Autocratic governments can make people have fewer children, but they can’t make people have more. Singapore tried. While modernizing in the 1960s after gaining independence from the British, Singapore’s newly-minted Family Planning and Population Board launched a billboard campaign, messaging “Stop at Two” and “Small Families Brighter Future.” Abortion and sterilization were encouraged at the government’s expense. Maternity leave was denied after two children.

It worked. Singapore reached its fertility rate target of 2.1 in 1976, a 53% plunge over a decade. But it didn’t stop declining as women’s education rates went up. A reverse strategy was implemented. Abortion wasn’t banned, but pre-op counselling was now required for women with three or fewer children. The billboard and media messaging was changed to “Have Three or More Children if you Can.” But no dice. Singapore’s fertility rate in 1960 was 5.45. Today it is 1.1.

I would advise Psyzczyk to rein in her credulity, and expand her knowledge on population alarmism. In 1968, popular scientist Paul Ehrlich published The Population Bomb (which he wrote with his wife Anne, who remained uncredited for a time), in which he — they — predicted the world would come to an end in the 1970s, when the planet’s population reached five billion, food would inevitably run out and we would all starve to death.

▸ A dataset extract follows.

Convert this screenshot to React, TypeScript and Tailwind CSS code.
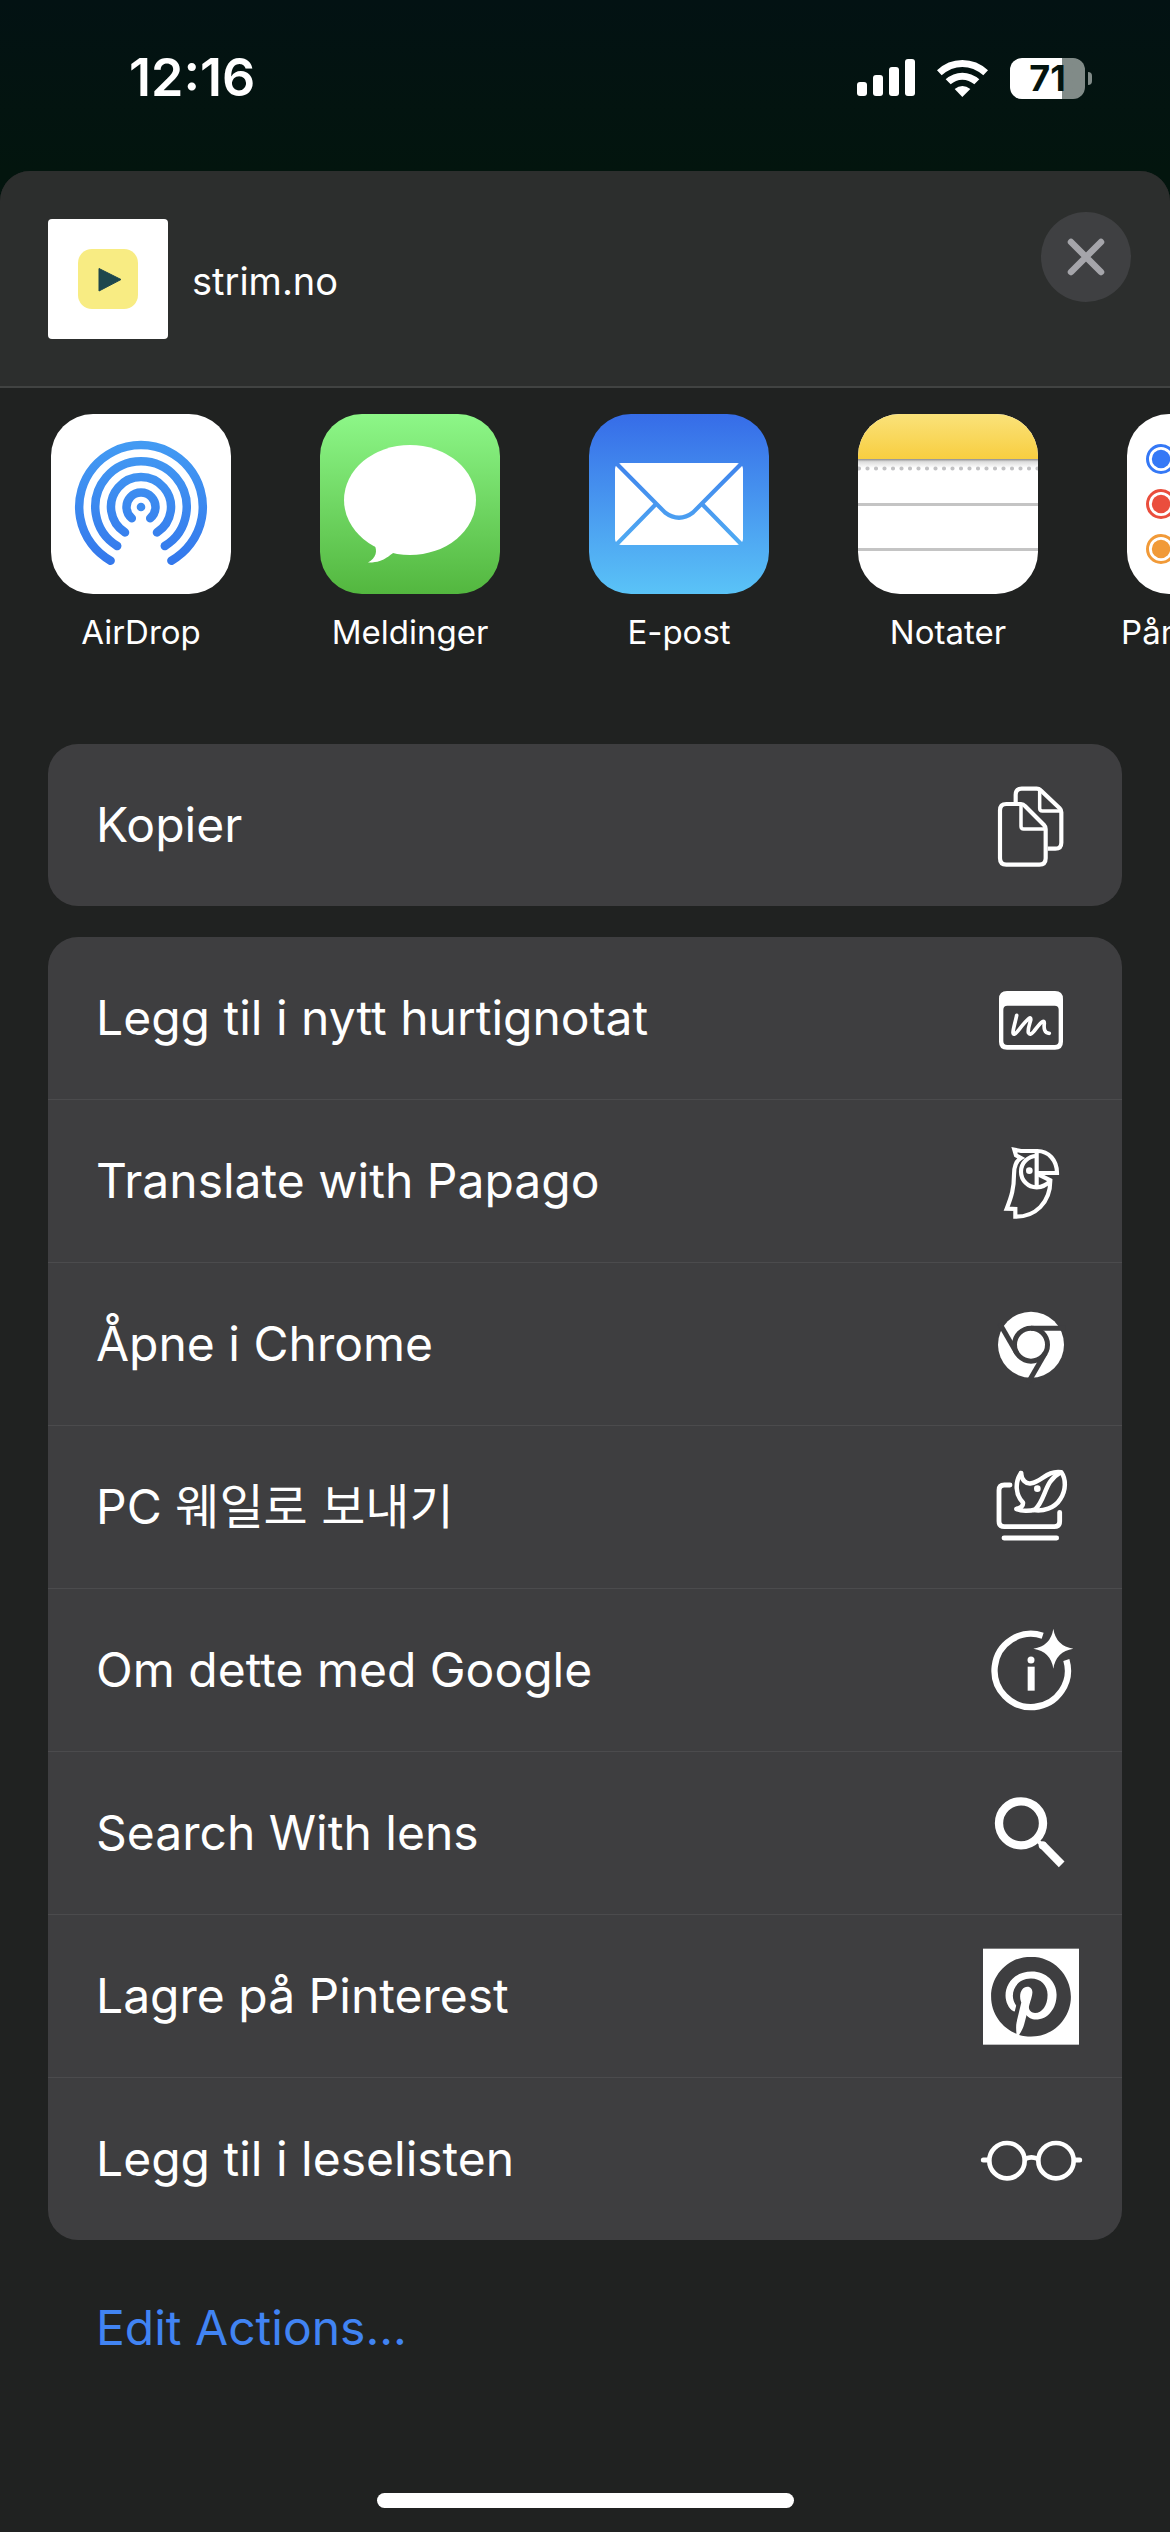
import type { ReactNode } from "react";
import { SiPinterest } from "react-icons/si";

function AppIcon({ children }: { children: ReactNode }) {
  return (
    <svg viewBox="0 0 180 180" aria-hidden="true" className="h-[180px] w-[180px] rounded-[42px]">
      {children}
    </svg>
  );
}

function AirDropIcon() {
  return (
    <AppIcon>
      <defs>
        <linearGradient id="airdrop" gradientUnits="userSpaceOnUse" x1="0" y1="27" x2="0" y2="150">
          <stop offset="0" stopColor="#439bf3" />
          <stop offset="1" stopColor="#3478ec" />
        </linearGradient>
      </defs>
      <rect width="180" height="180" fill="#fff" />
      <g fill="none" stroke="url(#airdrop)" strokeWidth="8.5" strokeLinecap="round">
        <path d="M59.6 146.7A61.8 61.8 0 1 1 120.4 146.7" />
        <path d="M66.2 132A45.7 45.7 0 1 1 113.8 132" />
        <path d="M74 118.4A30 30 0 1 1 106 118.4" />
        <path d="M80.8 104.2A14.5 14.5 0 1 1 99.2 104.2" />
      </g>
      <circle cx="90" cy="93" r="4.3" fill="#3d8cf0" />
    </AppIcon>
  );
}

function MessagesIcon() {
  return (
    <AppIcon>
      <defs>
        <linearGradient id="messages" x1="0" y1="0" x2="0" y2="1">
          <stop offset="0" stopColor="#8df788" />
          <stop offset="1" stopColor="#53b73f" />
        </linearGradient>
      </defs>
      <rect width="180" height="180" fill="url(#messages)" />
      <ellipse cx="90" cy="86" rx="66" ry="55" fill="#fff" />
      <path d="M48 148.5C56 144 58 137 54 130L76 138C70 139 66 149 48 148.5Z" fill="#fff" />
    </AppIcon>
  );
}

function MailIcon() {
  return (
    <AppIcon>
      <defs>
        <linearGradient id="mail" gradientUnits="userSpaceOnUse" x1="0" y1="0" x2="0" y2="180">
          <stop offset="0" stopColor="#366ce8" />
          <stop offset="1" stopColor="#5ac3f7" />
        </linearGradient>
      </defs>
      <rect width="180" height="180" fill="url(#mail)" />
      <rect x="26" y="49" width="128" height="82" rx="6" fill="#fff" />
      <g fill="none" stroke="url(#mail)" strokeWidth="4.2">
        <path d="M26 48L76 98.500Q90 109 104 98.500L154 48" />
        <path d="M67 90L26 132M113 90L154 132" />
      </g>
    </AppIcon>
  );
}

function NotesIcon() {
  return (
    <AppIcon>
      <defs>
        <linearGradient id="notes" x1="0" y1="0" x2="0" y2="1">
          <stop offset="0" stopColor="#fae27a" />
          <stop offset="1" stopColor="#f8ce40" />
        </linearGradient>
        <linearGradient id="notes-shadow" x1="0" y1="0" x2="0" y2="1">
          <stop offset="0" stopColor="#8c8c8c" />
          <stop offset="0.3" stopColor="#dcdcdc" />
          <stop offset="1" stopColor="#fff" />
        </linearGradient>
      </defs>
      <rect width="180" height="180" fill="#fff" />
      <rect width="180" height="45" fill="url(#notes)" />
      <rect y="45" width="180" height="9" fill="url(#notes-shadow)" />
      <path d="M1 54.500H182" stroke="#c2c2c4" strokeWidth="4.200" strokeLinecap="round" strokeDasharray="0 8.500" />
      <path d="M0 90.500H180M0 135.500H180" stroke="#c4c4c4" strokeWidth="3" />
    </AppIcon>
  );
}

function RemindersIcon() {
  return (
    <AppIcon>
      <rect width="180" height="180" fill="#fff" />
      {[
        { y: 45, color: "#3478f6" },
        { y: 90, color: "#ea4e3d" },
        { y: 135, color: "#f19a38" },
      ].map((dot) => (
        <g key={dot.y}>
          <circle cx="34" cy={dot.y} r="13.5" fill="none" stroke={dot.color} strokeWidth="3" />
          <circle cx="34" cy={dot.y} r="9.2" fill={dot.color} />
          <path d={`M64 ${dot.y}H180`} stroke="#c4c4c4" strokeWidth="3" />
        </g>
      ))}
    </AppIcon>
  );
}

function ActionIcon({ viewBox, children }: { viewBox: string; children: ReactNode }) {
  return (
    <svg
      viewBox={viewBox}
      aria-hidden="true"
      fill="none"
      stroke="#fff"
      strokeLinecap="round"
      strokeLinejoin="round"
      className="h-[100px] w-[100px] shrink-0 overflow-visible"
    >
      {children}
    </svg>
  );
}

const copyIcon = (
  <ActionIcon viewBox="123 106 300 300">
    <g strokeWidth="12.5" strokeLinecap="butt">
      <path d="M243 193H199Q180 193 180 212V356Q180 375 199 375H298Q317 375 317 356V268Q317 261 312 256L255 199Q250 193 243 193Z" />
      <path d="M227 188V165Q227 147 245 147H290Q297 147 302 152L359 206Q364 211 364 218V309Q364 327 346 327H323" />
    </g>
    <g strokeWidth="10.5">
      <path d="M243 198V260Q243 268 251 268H312" />
      <path d="M299 152V206Q299 214 307 214H359" />
    </g>
  </ActionIcon>
);

const quickNoteIcon = (
  <ActionIcon viewBox="123 685 300 300">
    <path
      d="M201 754H345Q369 754 369 778V906Q369 930 345 930H201Q177 930 177 906V778Q177 754 201 754ZM202 798Q190 798 190 810V904Q190 916 202 916H344Q356 916 356 904V810Q356 798 344 798Z"
      fill="#fff"
      fillRule="evenodd"
      stroke="none"
    />
    <path
      d="M230 827C226 848 219 868 219 879Q220 890 232 876C244 861 255 846 266 837Q274 831 272 842C268 856 263 868 265 879Q270 889 281 876C290 865 298 852 307 846Q313 842 313 851C311 866 313 881 328 881"
      strokeWidth="11"
    />
  </ActionIcon>
);

const papagoIcon = (
  <ActionIcon viewBox="123 34 300 300">
    <g strokeWidth="12.5" strokeLinecap="butt" strokeLinejoin="miter">
      <path d="M290 160H351C351 122 326 94 292 94H243L223 90L228 107L243 115C228 124 222 140 222 165C222 205 215 230 200 267L226 268V291C285 292 331 250 331 182L290 162" />
      <path d="M290 94V203" />
      <path d="M290 109A47 47 0 0 0 290 203Q314 202 331 184" />
    </g>
    <circle cx="268" cy="153" r="10" fill="#fff" stroke="none" />
  </ActionIcon>
);

const chromeIcon = (
  <ActionIcon viewBox="123 523 300 300">
    <circle cx="273" cy="675" r="99" fill="#fff" stroke="none" />
    <g stroke="#3e3e40" strokeWidth="15" strokeLinecap="butt">
      <circle cx="273" cy="675" r="49.500" />
      <path d="M273 625.500H376" />
      <path d="M273 625.500H376" transform="rotate(120 273 675)" />
      <path d="M273 625.500H376" transform="rotate(240 273 675)" />
    </g>
  </ActionIcon>
);

const whaleIcon = (
  <ActionIcon viewBox="123 52 300 300">
    <g strokeWidth="14.5">
      <path d="M210 136H193Q177 136 177 152V245Q177 261 193 261H343Q359 261 359 245V218" />
      <path d="M192 295H350" />
      <path d="M243 100C224 128 226 165 249 189Q250 203 229 208C243 215 270 215 285 210C318 180 312 125 360 99" strokeWidth="13.500" />
      <path d="M243 100C245 121 257 134 274 131C305 125 322 92 364 98C378 118 379 150 361 178C344 206 308 216 280 211" strokeWidth="13.500" />
    </g>
    <circle cx="292" cy="147" r="10" fill="#fff" stroke="none" />
  </ActionIcon>
);

const aboutIcon = (
  <ActionIcon viewBox="123 541 300 300">
    <path d="M308 588A110 110 0 1 0 379 661" strokeWidth="19" strokeLinecap="butt" />
    <path d="M340 567Q348 619 400 627Q348 635 340 687Q332 635 280 627Q332 619 340 567Z" fill="#fff" stroke="none" />
    <circle cx="273" cy="661" r="10.500" fill="#fff" stroke="none" />
    <rect x="263" y="681" width="21" height="72" fill="#fff" stroke="none" />
  </ActionIcon>
);

const lensIcon = (
  <ActionIcon viewBox="123 70 300 300">
    <circle cx="243" cy="191" r="66" strokeWidth="25" />
    <path d="M290 240L306 256" strokeWidth="12" />
    <path d="M308 256L365 314" strokeWidth="24" strokeLinecap="butt" />
    <circle cx="308" cy="257" r="12" fill="#fff" stroke="none" />
  </ActionIcon>
);

const pinterestIcon = (
  <ActionIcon viewBox="123 559 300 300">
    <rect x="129" y="567" width="288" height="288" fill="#fff" stroke="none" />
    <SiPinterest x={153} y={591} size={240} color="#3e3e40" />
  </ActionIcon>
);

const glassesIcon = (
  <ActionIcon viewBox="123 1048 300 300">
    <g strokeWidth="14">
      <circle cx="201" cy="1203" r="53" />
      <circle cx="348" cy="1203" r="53" />
      <path d="M257 1197Q274 1189 292 1197" strokeLinecap="butt" />
      <path d="M130 1201H144M405 1201H419" strokeWidth="15" />
    </g>
  </ActionIcon>
);

const apps = [
  { label: "AirDrop", icon: <AirDropIcon /> },
  { label: "Meldinger", icon: <MessagesIcon /> },
  { label: "E-post", icon: <MailIcon /> },
  { label: "Notater", icon: <NotesIcon /> },
  { label: "Påminnelser", icon: <RemindersIcon /> },
];

const actions = [
  { label: "Legg til i nytt hurtignotat", icon: quickNoteIcon },
  { label: "Translate with Papago", icon: papagoIcon },
  { label: "Åpne i Chrome", icon: chromeIcon },
  { label: "PC 웨일로 보내기", icon: whaleIcon },
  { label: "Om dette med Google", icon: aboutIcon },
  { label: "Search With lens", icon: lensIcon },
  { label: "Lagre på Pinterest", icon: pinterestIcon },
  { label: "Legg til i leselisten", icon: glassesIcon },
];

function ActionRow({ label, icon }: { label: string; icon: ReactNode }) {
  return (
    <button type="button" className="flex h-[162px] w-full items-center justify-between pr-[41px] pl-12 text-left">
      <span>{label}</span>
      {icon}
    </button>
  );
}

function StatusBar() {
  return (
    <div className="flex h-[171px] items-start justify-between bg-linear-to-b from-[#031213] to-[#03150e] pt-[47px] pr-[78px] pl-[129px]">
      <span className="text-[52px] leading-[62px] font-semibold">12:16</span>
      <div className="flex h-[62px] items-center gap-[22px]">
        <svg viewBox="0 0 58 38" aria-hidden="true" className="h-[38px] w-[58px]" fill="#fff">
          <rect x="0" y="23" width="10" height="14" rx="3" />
          <rect x="16" y="16" width="10" height="21" rx="3" />
          <rect x="32" y="8" width="10" height="29" rx="3" />
          <rect x="48" y="0" width="10" height="37" rx="3" />
        </svg>
        <svg viewBox="288 57 153 111" aria-hidden="true" className="h-[37px] w-[51px]" fill="#fff">
          <path d="M288 88Q320 57 364 57Q408 57 441 88L427 103Q398 78 364 78Q330 78 302 103Z" />
          <path d="M314 115Q336 95 364 95Q392 95 415 115L400 130Q384 116 364 116Q344 116 329 130Z" />
          <path d="M341 144Q364 126 388 144L364 168Z" />
        </svg>
        <div className="flex items-center gap-[3px]">
          <div className="flex h-[41px] w-[75px] items-center justify-center rounded-[12px] bg-linear-to-r from-white from-70% to-[#818b88] to-70% text-[36px] leading-none font-bold text-[#04140f]">
            71
          </div>
          <div className="h-[13px] w-[4px] rounded-r-full bg-[#818b88]" />
        </div>
      </div>
    </div>
  );
}

export default function App() {
  return (
    <div className="flex min-h-screen flex-col overflow-hidden bg-[#03150e] font-[Inter,'Noto_Sans_CJK_KR',sans-serif] text-white">
      <StatusBar />
      <main className="flex grow flex-col rounded-t-[30px] bg-[#202221]">
        <header className="flex items-start justify-between rounded-t-[30px] border-b-2 border-[#414342] bg-[#2c2e2d] pt-[41px] pr-[39px] pb-[47px] pl-12">
          <div className="mt-[7px] flex items-center gap-6">
            <div className="flex h-[120px] w-[120px] items-center justify-center rounded-[4px] bg-white">
              <svg viewBox="0 0 60 60" aria-hidden="true" className="h-[60px] w-[60px]">
                <rect width="60" height="60" rx="14" fill="#f8ec83" />
                <path d="M21 19.500L43 30.500L21 42Z" fill="#1d474d" stroke="#1d474d" strokeLinejoin="round" />
              </svg>
            </div>
            <h1 className="pt-1 text-[38px] leading-[48px] font-normal">strim.no</h1>
          </div>
          <button
            type="button"
            aria-label="Lukk"
            className="flex h-[90px] w-[90px] items-center justify-center rounded-full bg-[#3f4042]"
          >
            <svg viewBox="0 0 38 38" aria-hidden="true" className="h-[38px] w-[38px]">
              <path d="M4 4L34 34M34 4L4 34" stroke="#a5a5aa" strokeWidth="6.500" strokeLinecap="round" />
            </svg>
          </button>
        </header>

        <nav aria-label="Apper" className="flex gap-[89px] overflow-hidden pt-[26px] pl-[51px]">
          {apps.map((app) => (
            <button key={app.label} type="button" className="flex w-[180px] shrink-0 flex-col items-center gap-[17px]">
              {app.icon}
              <span className="text-[33px] leading-[42px] whitespace-nowrap">{app.label}</span>
            </button>
          ))}
        </nav>

        <div className="flex flex-col gap-[31px] px-12 pt-[91px] text-[48px] leading-[62px]">
          <section className="rounded-[30px] bg-[#3e3e40]">
            <ActionRow label="Kopier" icon={copyIcon} />
          </section>
          <ul className="divide-y divide-[#4b4b4d] rounded-[30px] bg-[#3e3e40]">
            {actions.map((action) => (
              <li key={action.label}>
                <ActionRow label={action.label} icon={action.icon} />
              </li>
            ))}
          </ul>
          <button type="button" className="mt-[26px] self-start pl-12 text-[#4184f3]">
            Edit Actions...
          </button>
        </div>

        <div className="mx-auto mt-auto mb-6 h-[15px] w-[417px] rounded-full bg-white" />
      </main>
    </div>
  );
}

The world’s population is now at seven billion and leveling off, with global hunger rates rarely a function of food scarcity, and more often a function of bad politics. Women’s fecundity decreases in accordance with their education and cultural equality levels. When their status and opportunities rise, women have fewer children voluntarily, with no need for Soviet-style shaming rituals.

If Psyzczyk really wants to encourage downward population levels, she should be advocating for women’s rights in politically and religiously authoritarian countries.

And she should apologize to the Gaines for her irresponsible, mean-spirited and inciteful public invitation to shame them for a decision that is nobody’s business but their own.